START COLLECTED MATERIAL

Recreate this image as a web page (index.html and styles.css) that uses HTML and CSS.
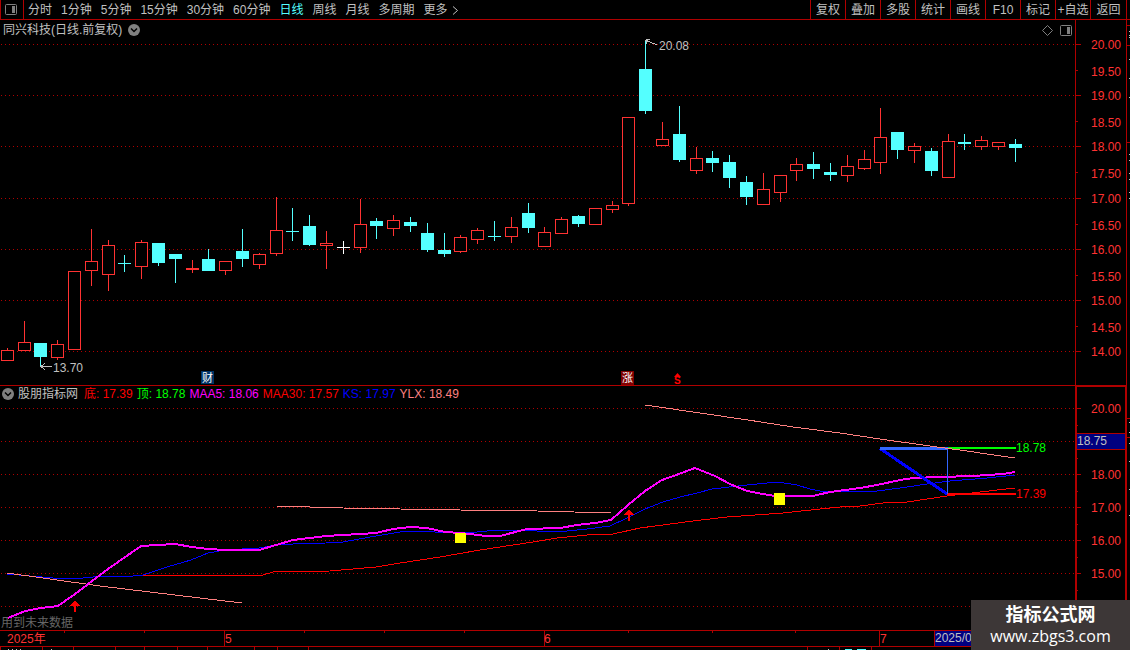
FILE: index.html
```html
<!DOCTYPE html>
<html lang="zh-CN">
<head>
	<meta charset="utf-8">
	<title>同兴科技 日线</title>
	<link rel="stylesheet" href="styles.css">
</head>
<body>
	<header class="toolbar">
		<button class="panel-btn" aria-label="侧栏">
			<svg width="13" height="11"><rect x="0.5" y="0.5" width="11" height="10" rx="1" fill="none" stroke="#808080"/><rect x="7" y="2" width="3" height="7" fill="#808080"/></svg>
		</button>
		<nav class="periods">
			<a href="#">分时</a>
			<a href="#">1分钟</a>
			<a href="#">5分钟</a>
			<a href="#">15分钟</a>
			<a href="#">30分钟</a>
			<a href="#">60分钟</a>
			<a href="#" class="active">日线</a>
			<a href="#">周线</a>
			<a href="#">月线</a>
			<a href="#">多周期</a>
			<a href="#" class="more">更多<svg width="7" height="9"><path d="M1 0.5L5.5 4.5L1 8.5" fill="none" stroke="#c0c0c0"/></svg></a>
		</nav>
		<div class="tools">
			<button>复权</button>
			<button>叠加</button>
			<button>多股</button>
			<button>统计</button>
			<button>画线</button>
			<button>F10</button>
			<button>标记</button>
			<button>+自选</button>
			<button>返回</button>
		</div>
	</header>

	<main>
		<section class="price">
			<div class="pane-head">
				<span>同兴科技(日线.前复权)</span>
				<svg width="12" height="12"><circle cx="6" cy="6" r="6" fill="#808080"/><path d="M3 4.5L6 7.5L9 4.5" fill="none" stroke="#000" stroke-width="1.5"/></svg>
				<div class="pane-icons">
					<svg width="11" height="11"><path d="M5.5 0.5L10.5 5.5L5.5 10.5L0.5 5.5Z" fill="none" stroke="#808080"/></svg>
					<svg width="12" height="11"><rect x="0.5" y="0.5" width="11" height="10" rx="1" fill="none" stroke="#808080"/><rect x="7" y="2" width="3" height="7" fill="#808080"/></svg>
				</div>
			</div>
			<svg class="chart">
				<g transform="translate(0 -40)">
					<g id="priceGrid"></g>
					<g id="candles"></g>
					<g fill="none" stroke="#c0c0c0" class="crisp">
						<path d="M41 366.5H52M45 363L41 366.5L45 370"/>
						<path d="M645 40L657 45M650 39.5L646 40L647 44"/>
					</g>
					<text x="53" y="372" class="note">13.70</text>
					<text x="659" y="50" class="note">20.08</text>
					<rect x="201" y="371" width="13" height="13" fill="#003366"/>
					<text x="202" y="382" class="badge">财</text>
					<rect x="621" y="371" width="13" height="14" fill="#800000"/>
					<text x="622" y="382" class="badge">涨</text>
					<path d="M677.5 373L681 377H674Z" fill="#f00"/>
					<text x="674" y="384" class="sell">S</text>
				</g>
			</svg>
		</section>
		<div class="axis axis-price"><svg id="priceAxis"></svg></div>

		<section class="indicator">
			<div class="pane-head legend">
				<svg width="12" height="12"><circle cx="6" cy="6" r="6" fill="#808080"/><path d="M3 4.5L6 7.5L9 4.5" fill="none" stroke="#000" stroke-width="1.5"/></svg>
				<span class="name">股朋指标网</span>
				<span class="red">底: 17.39</span>
				<span class="green">顶: 18.78</span>
				<span class="magenta">MAA5: 18.06</span>
				<span class="red">MAA30: 17.57</span>
				<span class="blue">KS: 17.97</span>
				<span class="salmon">YLX: 18.49</span>
			</div>
			<svg class="chart">
				<g transform="translate(0 -402)">
					<g id="indicatorGrid"></g>
					<text x="1" y="627" class="future">用到未来数据</text>
					<g id="lines"></g>
					<g class="crisp">
						<path d="M880 448.5L947 494" stroke="#0000ff" stroke-width="3"/>
						<rect x="947" y="447" width="69" height="2" fill="#00ff00"/>
						<rect x="947" y="493" width="69" height="2" fill="#ff0000"/>
						<rect x="880" y="447" width="68" height="3" fill="#3366ff"/>
						<rect x="947" y="449" width="1" height="45" fill="#3366ff"/>
						<path d="M937 447L960 450L987 454L1015 458" fill="none" stroke="#ff8080"/>
						<rect x="455" y="533" width="11" height="10" fill="#ffff00"/>
						<rect x="774" y="493" width="11" height="12" fill="#ffff00"/>
						<path d="M75 600L80 606H76V612H74V606H70Z" fill="#ff0000"/>
						<path d="M629 509L634 515H630V521H628V515H624Z" fill="#ff0000"/>
					</g>
					<text x="1016" y="452" class="top">18.78</text>
					<text x="1016" y="498" class="bottom">17.39</text>
				</g>
			</svg>
		</section>
		<div class="axis axis-indicator"><svg id="indicatorAxis"></svg></div>
		<svg class="edge crisp" id="edge"></svg>
	</main>

	<footer>
		<svg class="timeline">
			<g id="dateTicks"></g>
			<rect x="935" y="0" width="80" height="15" fill="#000080"/>
			<text x="7" y="12">2025年</text>
			<text x="225" y="12">5</text>
			<text x="544" y="12">6</text>
			<text x="880" y="12">7</text>
			<text x="935" y="11" class="cursor">2025/0</text>
		</svg>
		<svg class="tabs crisp" id="tabs"></svg>
	</footer>

	<div class="site">
		<strong>指标公式网</strong>
		<span>www.zbgs3.com</span>
	</div>
	<script src="script.js"></script>
</body>
</html>
```

FILE: styles.css
```css
*{
	box-sizing: border-box;
}
body{
	margin: 0;
	height: 100vh;
	display: flex;
	flex-direction: column;
	overflow: hidden;
	background: #000;
	color: #c0c0c0;
	font-family: "Liberation Sans", "Noto Sans CJK SC", sans-serif;
	font-size: 12px;
	line-height: 18px;
}
svg{
	display: block;
	flex-shrink: 0;
}
.crisp{
	shape-rendering: crispEdges;
}
.toolbar{
	display: flex;
	height: 20px;
	border-left: 1px solid #b00000;
	border-bottom: 1px solid #b00000;
	white-space: nowrap;
}
button{
	padding: 0;
	border: none;
	background: none;
	color: #c0c0c0;
	font: inherit;
	cursor: pointer;
}
.panel-btn{
	width: 23px;
	padding-left: 4px;
	border-right: 1px solid #b00000;
}
.periods{
	display: flex;
	gap: 9px;
	padding-top: 1px;
	padding-left: 4px;
}
.periods a{
	color: #c0c0c0;
	text-decoration: none;
}
.periods .active{
	color: #54ffff;
}
.periods .more{
	display: flex;
	align-items: center;
	gap: 4px;
}
.tools{
	display: flex;
	margin-left: auto;
	padding-right: 3px;
}
.tools button{
	width: 35px;
	padding-top: 1px;
	border-left: 1px solid #b00000;
}
.tools button:last-child{
	width: 37px;
	border-right: 1px solid #b00000;
}
main{
	flex: 1;
	min-height: 0;
	display: grid;
	grid-template-columns: minmax(0, 1fr) 52px 3px;
	grid-template-rows: 366px minmax(0, 1fr);
}
section{
	display: flex;
	flex-direction: column;
	min-width: 0;
	min-height: 0;
}
.price{
	border-bottom: 1px solid #b00000;
}
.pane-head{
	display: flex;
	align-items: center;
	gap: 6px;
	height: 20px;
	padding: 0 3px;
	white-space: nowrap;
}
.pane-icons{
	display: flex;
	gap: 7px;
	margin-left: auto;
}
.legend{
	height: 16px;
	padding: 0 2px;
	gap: 4px;
}
.name{
	margin-right: 2px;
}
.chart{
	width: 100%;
	flex: 1;
	min-height: 0;
	overflow: visible;
}
.axis{
	border: 1px solid #b00000;
	border-top: none;
}
.axis svg, .edge{
	width: 100%;
	height: 100%;
}
.axis-indicator{
	border: 2px solid #b00000;
	border-top-width: 1px;
	border-bottom: none;
}
.edge{
	grid-column: 3;
	grid-row: 1 / 3;
}
text{
	fill: #ff3232;
}
text.top{
	fill: #0f0;
}
text.bottom, text.sell{
	fill: #f00;
}
text.note, text.cursor{
	fill: #c0c0c0;
}
text.badge{
	fill: #fff;
	font-size: 11px;
}
text.sell{
	font-size: 10px;
	font-weight: bold;
}
text.future{
	fill: #666;
}
footer{
	border-top: 1px solid #b00000;
}
.timeline{
	width: 100%;
	height: 16px;
	border-bottom: 1px solid #b00000;
}
.tabs{
	width: 100%;
	height: 3px;
}
.site{
	position: absolute;
	right: 0;
	bottom: 0;
	width: 159px;
	height: 50px;
	padding-top: 4px;
	display: flex;
	flex-direction: column;
	align-items: center;
	background: #3d3737;
	color: #fff;
}
.site strong{
	font-size: 18px;
	line-height: 22px;
}
.site span{
	font-family: "Open Sans", sans-serif;
	font-size: 16px;
	line-height: 20px;
}
.red{
	color: #f00;
}
.green{
	color: #0f0;
}
.magenta{
	color: #f0f;
}
.blue{
	color: #00f;
}
.salmon{
	color: #ff8080;
}
```

FILE: script.js
```js
const RED = '#ff3232';
const CYAN = '#54ffff';
const LINE = '#b00000';

const byId = (id) => document.getElementById(id);
const rect = (x, y, w, h, fill) => `<rect x="${x}" y="${y}" width="${w}" height="${h}" fill="${fill}"/>`;

// high, body top, body bottom, low, kind (u = up, d = down, e = equal)
const candles = [
	[348,350,361,361,'u'], [321,342,351,351,'u'], [343,343,357,366,'d'], [340,344,358,360,'u'],
	[271,271,350,350,'u'], [229,261,271,286,'u'], [240,245,275,291,'u'], [255,263,264,272,'d'],
	[240,242,267,279,'u'], [243,243,263,266,'d'], [254,254,259,283,'d'], [260,268,270,273,'u'],
	[249,259,271,271,'d'], [261,261,271,275,'u'], [229,251,259,267,'d'], [253,254,265,269,'u'],
	[197,230,254,256,'u'], [208,231,232,241,'d'], [215,226,245,246,'d'], [231,243,246,269,'u'],
	[241,247,248,254,'e'], [199,224,248,253,'u'], [218,221,226,239,'d'], [215,220,229,236,'u'],
	[217,222,226,232,'d'], [223,233,250,252,'d'], [233,250,254,257,'d'], [235,237,252,253,'u'],
	[228,230,240,244,'u'], [221,236,237,241,'d'], [217,227,237,243,'u'], [203,213,228,233,'d'],
	[227,232,247,247,'u'], [217,219,234,234,'u'], [215,216,224,227,'d'], [208,208,225,225,'u'],
	[201,205,210,213,'u'], [117,117,204,206,'u'], [40,69,111,114,'d'], [122,139,146,146,'u'],
	[106,134,160,162,'d'], [147,158,171,174,'u'], [151,158,163,172,'d'], [155,162,178,188,'d'],
	[176,182,197,205,'d'], [173,189,205,205,'u'], [175,175,193,202,'u'], [158,164,171,181,'u'],
	[152,164,169,179,'d'], [163,172,175,181,'d'], [155,166,176,182,'u'], [150,159,169,170,'u'],
	[108,137,163,174,'u'], [132,132,150,159,'d'], [143,146,151,163,'u'], [148,151,171,176,'d'],
	[134,141,178,178,'u'], [134,142,144,150,'d'], [136,140,147,150,'u'], [142,142,147,150,'u'],
	[139,144,148,162,'d']
];

byId('candles').innerHTML = candles.map(([high, top, bottom, low, kind], i) => {
	const x = Math.floor(7.3 + 16.8 * i);
	const color = kind === 'u' ? RED : kind === 'd' ? CYAN : '#ffffff';
	let out = rect(x, high, 1, low - high, color) + rect(x - 6, top, 13, bottom - top, color);
	if (kind === 'u' && bottom - top > 2) {
		out += rect(x - 5, top + 1, 11, bottom - top - 2, '#000');
	}
	return out;
}).join('');

// dotted rows
function grid(id, rows) {
	byId(id).innerHTML = rows.map((y) =>
		`<line class="crisp" x1="1" x2="100%" y1="${y + 0.5}" y2="${y + 0.5}" stroke="${LINE}" stroke-dasharray="1 3"/>`).join('');
}
grid('priceGrid', [44, 95, 146, 198, 249, 300, 351]);
grid('indicatorGrid', [408, 441, 474, 507, 540, 573, 606]);

const label = (x, y, value) => `<text x="${x}" y="${y}" text-anchor="end">${value}</text>`;

const priceRows = [24, 50, 75, 101, 126, 152, 178, 204, 229, 255, 280, 306, 331];
byId('priceAxis').innerHTML = priceRows.map((y, i) =>
	rect(0, y, i % 2 ? 2 : 5, 1, LINE) + label(45, y + (i % 2 ? 6 : 5), (20 - i / 2).toFixed(2))).join('');

const axisRows = [[21, 20], [54, 0], [87, 18], [120, 17], [153, 16], [186, 15]];
byId('indicatorAxis').innerHTML = axisRows.map(([y, value]) =>
	rect(0, y, 4, 1, LINE) + rect(0, y + 17, 1, 1, LINE) + (value ? label(44, y + 5, value.toFixed(2)) : '')).join('') +
	rect(0, 46, 48, 17, LINE) + rect(0, 47, 48, 15, '#000080') + '<text x="0" y="58" class="cursor">18.75</text>';

const lines = [
	['#0000ff', 1, '7,574 30,576 53,578 83,578 103,576 133,576 143,575 167,567 191,560 208,553 225,550 259,548 276,545 293,544 326,543 343,542 376,536 400,532 415,531 435,532 467,533 487,531 503,530 537,531 567,531 587,529 610,526 627,518 645,509 663,502 680,497 697,493 712,489 747,485 767,483 778,482 797,485 810,489 820,491 840,491 870,492 907,487 927,484 950,481 987,478 1015,475'],
	['#ff0000', 1, '143,575 167,575 263,575 273,572 330,571 376,567 400,563 440,557 480,550 533,542 557,538 587,535 613,534 640,528 693,521 727,517 783,513 820,509 840,507 860,506 883,503 907,502 947,496 980,492 1015,488'],
	['#ff8080', 1, '7,573 50,579 100,586 150,592 200,598 242,603'],
	['#ff8080', 1, '276,506 343,508 400,509 460,510 537,511 611,513'],
	['#ff8080', 1, '645,405 700,413 748,420 793,427 840,433 880,439 937,447'],
	['#ff00ff', 2, '8,618 25,611 41,608 58,606 75,594 108,569 141,546 158,545 175,544 192,547 208,549 225,550 259,550 276,545 293,540 326,536 343,535 376,533 393,529 410,527 427,528 445,532 460,533 478,535 486,536 500,536 527,529 560,528 577,525 595,523 611,520 628,505 645,491 662,480 679,474 695,468 715,476 730,484 747,491 763,494 775,496 813,496 830,492 860,488 877,485 900,480 913,478 940,477 973,476 1003,474 1015,472']
];
byId('lines').innerHTML = lines.map(([color, width, points]) =>
	`<polyline class="crisp" fill="none" stroke="${color}" stroke-width="${width}" points="${points}"/>`).join('');

byId('dateTicks').innerHTML = [224, 544, 879, 934].map((x) => rect(x, 0, 1, 16, LINE)).join('') +
	[64, 144, 304, 384, 464, 628, 712, 795].map((x) => rect(x, 0, 1, 2, LINE)).join('');

byId('tabs').innerHTML = [0, 42, 73, 115, 144, 177, 207, 254, 277, 308, 807, 839, 871].map((x) => rect(x, 0, 1, 3, LINE)).join('') +
	[8, 12, 16, 20, 51, 828].map((x) => rect(x, 2, 1, 1, '#c0c0c0')).join('') +
	rect(845, 2, 7, 1, CYAN) + rect(857, 2, 9, 1, CYAN);

byId('edge').innerHTML = [5, 25, 122, 398, 417].map((y) => rect(0, y, 3, 1, LINE)).join('') +
	[11, 15, 17, 39, 58, 77, 134, 140, 153, 159, 172, 178, 402, 412, 423, 441, 469, 495].map((y) => rect(2, y, 1, 1, '#c0c0c0')).join('');
```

END COLLECTED MATERIAL

[THE PROBLEM] List every line above containing the word "styles".

[CORRECT RESPONSE]
Recreate this image as a web page (index.html and styles.css) that uses HTML and CSS.
	<link rel="stylesheet" href="styles.css">
FILE: styles.css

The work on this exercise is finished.